With this type of term life insurance the benefit on death
increases. However, in order to make up for this increase
you will need to increase your premiums at certain times,
for example on the birth of a child, or as your financial
circumstances improve.
The fifth and
final type of term life insurance is known as convertible
term insurance. This type of term life policy provides a
way for you to convert your policy into an
investment/insurance policy in the future. With this type of
policy the price of your future investment policy is based
on your health when you bought the cheaper term insurance.
Whole of Life
Insurance Policies:
Whole
of life cover covers you right up until your death.

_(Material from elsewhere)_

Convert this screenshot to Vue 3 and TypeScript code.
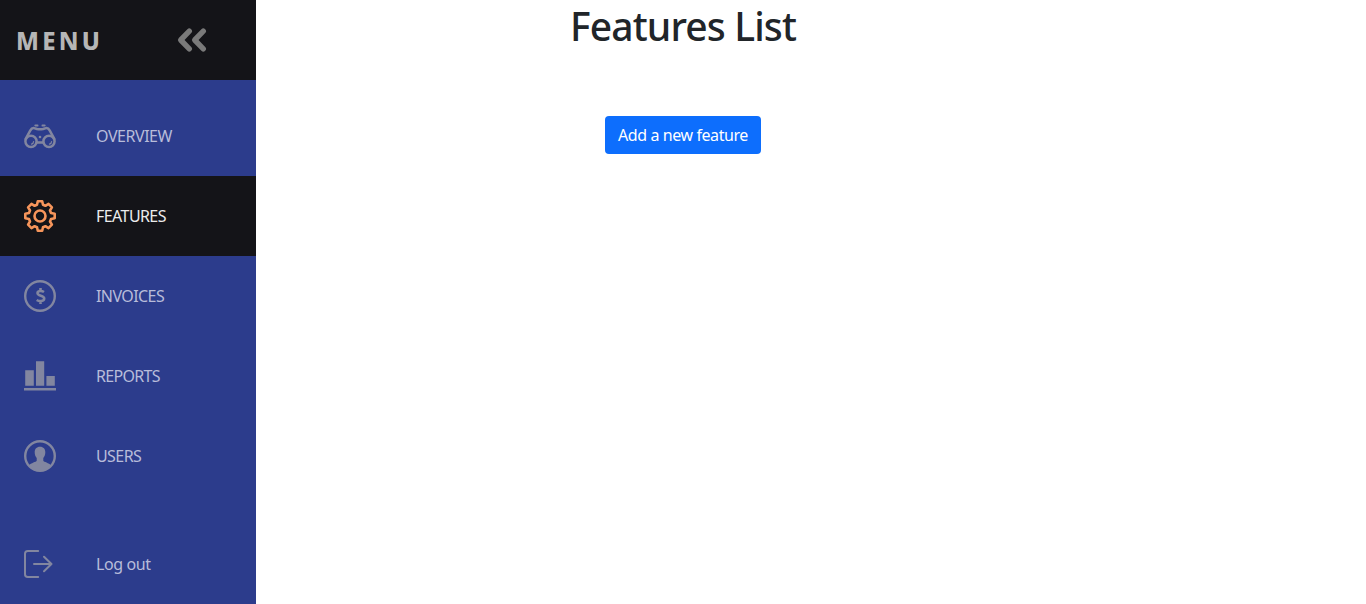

Provided, of course, that you keep paying your premiums! It
can pay out a substantial benefit to your loved ones when
you die, and it can also accumulate a cash value over time.
This
type of policy is more expensive and complicated than term
life policies. The investment you make earns some interest
each year. So, providing your investment grows, your annual
premiums can actually reduce over time. Also, there may come
a time when the interest produced can cover all your future
premiums, and as a result you may have no more premiums to
pay on your policy.
However, it’s important to understand that the final
cash-in-value of a whole of life policy may or may not equal
the amount of money that has been paid into the policy over
it’s full term.
Summary:
When
it comes to the decision of whether to choose a term life
policy, or whole of life insurance cover, the ultimate
decision must be guided by your individual needs.
The
simplest form is a level term policy with a renewable
option. This will allow you to get life insurance for as
long as you may need it.
However, you may prefer a policy that offers a growing nest
egg, that pays out while you are still around to enjoy it!